Dropped out but trying to get back in

You got to work with Stephen Hawking and CERN? Now I’m seriously impressed and more than a little envious. I was a physics major until I switched over to graphic design for reasons I’ve never been able to adequately explain to myself. It’s still a huge interest of mine.

There are practical reasons, like lack of money and that sort of thing, but in general I wholeheartedly agree.

At jobs where I was the creative/design director, I probably conducted several hundred interviews with design applicants. Over time, my interview questions changed from the standard routine asking about their work to broader, more open-ended questions about what interested them.

By the time I interviewed people, I already knew if they had the skills and talent we needed. Twenty seconds spent quickly scanning a portfolio will provide the answers to 80-some percent of those kinds of questions.

By the time I interviewed someone, I already knew they had the design talent, so there was really no point in pursuing that for the entire interview. Instead, I found it more valuable to ask them about the latest book they read or what kept them awake at night when they couldn’t sleep.

The goal wasn’t to find out more about those particular things but was, instead, an attempt to peak behind the curtain at their general curiosity about the world around them. I remember talking to one applicant about his fascination with the rodeo circuit — he loved it. I talked to another person about how he spent two years in Rwanda in the Peace Corps.

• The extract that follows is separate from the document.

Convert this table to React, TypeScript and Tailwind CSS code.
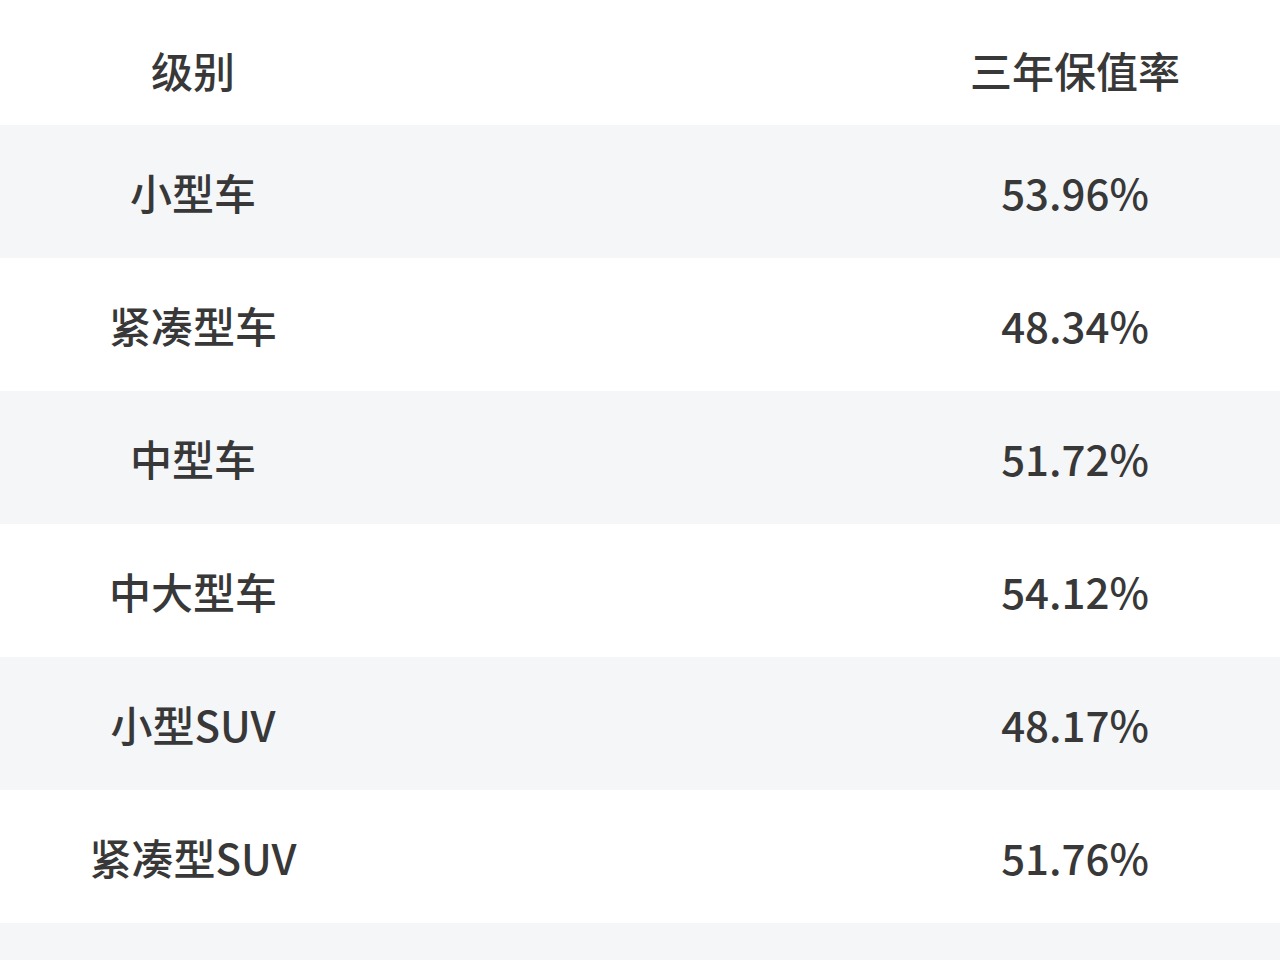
const rows = [
  { level: '小型车', rate: '53.96%' },
  { level: '紧凑型车', rate: '48.34%' },
  { level: '中型车', rate: '51.72%' },
  { level: '中大型车', rate: '54.12%' },
  { level: '小型SUV', rate: '48.17%' },
  { level: '紧凑型SUV', rate: '51.76%' },
  { level: '', rate: '' },
]

export default function App() {
  return (
    <div
      className="w-[1280px] h-[960px] overflow-hidden bg-white text-[#383838] text-[42px] font-medium"
      style={{ fontFamily: '"Noto Sans CJK SC", "Noto Sans", sans-serif' }}
    >
      <div className="grid grid-cols-[386px_1fr_410px] h-[125px] items-center pt-[15px]">
        <div className="text-center leading-none">级别</div>
        <div />
        <div className="text-center leading-none">三年保值率</div>
      </div>
      {rows.map((r, i) => (
        <div
          key={i}
          className={
            'grid grid-cols-[386px_1fr_410px] h-[133px] items-center ' +
            (i % 2 === 0 ? 'bg-[#f5f6f8]' : 'bg-white')
          }
        >
          <div className="text-center leading-none">{r.level}</div>
          <div />
          <div className="text-center leading-none">{r.rate}</div>
        </div>
      ))}
    </div>
  )
}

Being a great designer was a prerequisite — without that, these people generally didn’t make it into the interview to begin with. However, getting the job required more than that. It required someone with critical thinking skills, broad interests, personal passions, depth and a genuine curiosity and fascination with many different things.

These traits needed to be balanced, of course, but I found that someone with a well-rounded education whose personality would never permit them to stop learning and soaking up knowledge from every possible direction invariably outshined someone whose design work was just as superficially good but who lacked the depth and breadth needed to go beyond mere competence.

Someone (I don’t know who) once said, “Hire the attitude. Train the skills.”

A little off-topic, but food for thought nonetheless.

What I mean is that in school and college you only learn things in order to pass a test and then after that test you forget-kind of like regurgitation. I have nothing particularly against math it’s just that I think it’s important to learn math or algebra in a way you can apply it to your major or a specific project you’re doing. Just doing a bunch of equations on a worksheet isn’t really going to get you anywhere. This has just been my experience with school (and probably for many others) and I always found it boring and soul crushing.

Welcome to the real world.

Regrettably, I do remember that the other students in my class were very cultured and had knowledge on diverse things. Yeah I really don’t have a passion for learning for the sake of learning-only on things that directly affect my life.